In mare si usano diversi modelli di palamiti. Vi sono di superficie, di mezzo fondo e infine quelli di fondo che sono sempre calati alla maggior profondità del tratto di mare scelto.
Questo tipo di palamito è il più comunemente usato ed è formato da diverse parti: i segnali con la relativa zavorra di ancoraggio, il corpo detto anche trave, e infine i pendagli armati (terminali) dei relativi ami guarniti con le esche adatte al pesce che si vuole insidiare. I segnali sono in numero di due e sono formati da una piccola boa collegata a un peso qualsiasi da 5/10 chilogrammi mediante una sottile sagola in ritorto di canapa o di nylon. Il corpo del palamito e formato da circa 350 metri di nylon monofilo dello 070/100. Il suo inizio deve essere legato alla sagola del segnale, subito sopra la zavorra e viene calato sul fondo unitamente a questa.
Dopo circa 10 /20 metri di trave libero, inizia la serie dei pendagli, ognuno dei quali è formato da 80 /100 centimetri di nylon delle 0,35 / 040, ed è armato con un amo stagnato diritto del numero 16-15. I pendagli vengono distanziati di tre metri l’uno dall’altro in modo che, sui 300 metri di trave vengono distribuiti 100 pendagli.
Al termine delle serie di questi, dopo altri 10 /20 metri di trave libero, l’estremità del filo viene ancora fermata in fondo alla sagola e sopra la zavorra del secondo segnale. L’intero complesso viene tenuto raccolto dentro una cassetta munita di un’apposita striscia di sughero, sulla quale vengono appuntati gli ami già innescati a terra.
Per raggiungere il numero legale di 200 ami, occorrono due coffe di 100 ami ciascuna.
Per calare l’attrezzo, si parte dalla costa al crepuscolo e, raggiunta la zona di pesca si legano l’inizio del trave alla sagola di ancoraggio del primo segnale subito sopra la zavorra.
Si sfila il tutto in mare e si cala anche la parte del trave con i pendagli innescati. In genere si inizia a calare sopra vento e ci si lascia scarrocciare lentamente fino alla fine del palamito.
A questo punto si lega l’inizio della seconda coffa al termine della prima e si cala anche questa sul fondo. Nelle prime ore del mattino seguente, si torna in mare per recuperare l’attrezzo.

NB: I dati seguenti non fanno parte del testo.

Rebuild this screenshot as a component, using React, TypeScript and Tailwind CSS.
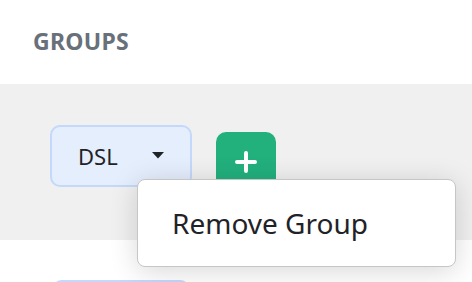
import React from "react";

export default function App() {
  return (
    <div className="w-[472px] h-[282px] overflow-hidden bg-white relative" style={{ fontFamily: '"Noto Sans", sans-serif' }}>
      <div className="h-[84px] pl-[33px] pt-[25px]">
        <span className="text-[23px] leading-[32px] font-bold tracking-[0.3px] text-[#68707a]">GROUPS</span>
      </div>
      <div className="h-[156px] bg-[#f0f0f0] flex items-start pl-[50px] pt-[41px] gap-[24px]">
        <div className="relative">
          <button className="w-[142px] h-[62px] rounded-[10px] border-2 border-[#c3d8fb] bg-[#e5eefd] flex items-center pl-[26px] pr-[25px] justify-between">
            <span className="text-[22px] text-[#1f2328]">DSL</span>
            <svg width="14" height="7" viewBox="0 0 14 7" className="mt-[-2px]"><path d="M1 0h12L7 6.5z" fill="#1f2328" /></svg>
          </button>
          <div className="absolute z-10 left-[87px] top-[54px] w-[319px] h-[88px] bg-white border border-[#c6c6c6] rounded-[8px] shadow-[0_4px_28px_rgba(0,0,0,0.16)] flex items-center pl-[34px]">
            <span className="text-[28px] text-[#1f2328]">Remove Group</span>
          </div>
        </div>
        <button className="mt-[7px] w-[60px] h-[60px] rounded-[10px] bg-[#22b07d] flex items-center justify-center">
          <svg width="22" height="22" viewBox="0 0 22 22"><path d="M11 2v18M2 11h18" stroke="white" strokeWidth="4" strokeLinecap="round" /></svg>
        </button>
      </div>
      <div className="pt-[40px] pl-[52px]">
        <div className="w-[138px] h-[62px] rounded-[10px] border-2 border-[#c3d8fb] bg-[#e5eefd]" />
      </div>
    </div>
  );
}
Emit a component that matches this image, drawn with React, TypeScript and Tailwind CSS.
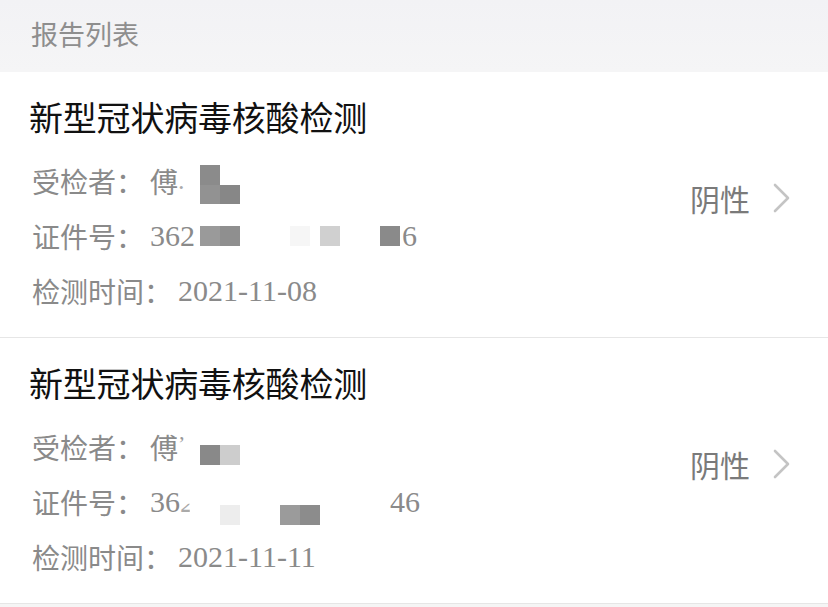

Si salpa in barca il segnale e il relativo ancoraggio, si stacca il trave della sagola dell’ancora poi, procedendo a remi controvento, si raccoglie la trave in spire ordinate nella cassetta, slamando gli eventuali pesci e appuntando gli ami puliti nell’opposita striscia di sughero.
Le esche migliori per guarnire gli ami dei palamiti a fondo e, in particolare quando sono destinati alla pesca degli sparidi come i saraghi e le orate, sono lae membrane biancastre che rivestono i visceri dell’oloturia, tagliate a striscioline lunghe tre centimetri e larghe uno.
Vanno bene anche le strisce di calamaro, seppia o totano delle stesse dimensioni, i miriddu interi, le patelle, i cannolicchi, i fasolari e infine i gamberi freschi o congelati. Da questo punto di vista non esistono problemi di sorta, in quanto sono tutti bocconi facilmente reperibili sul mercato ittico.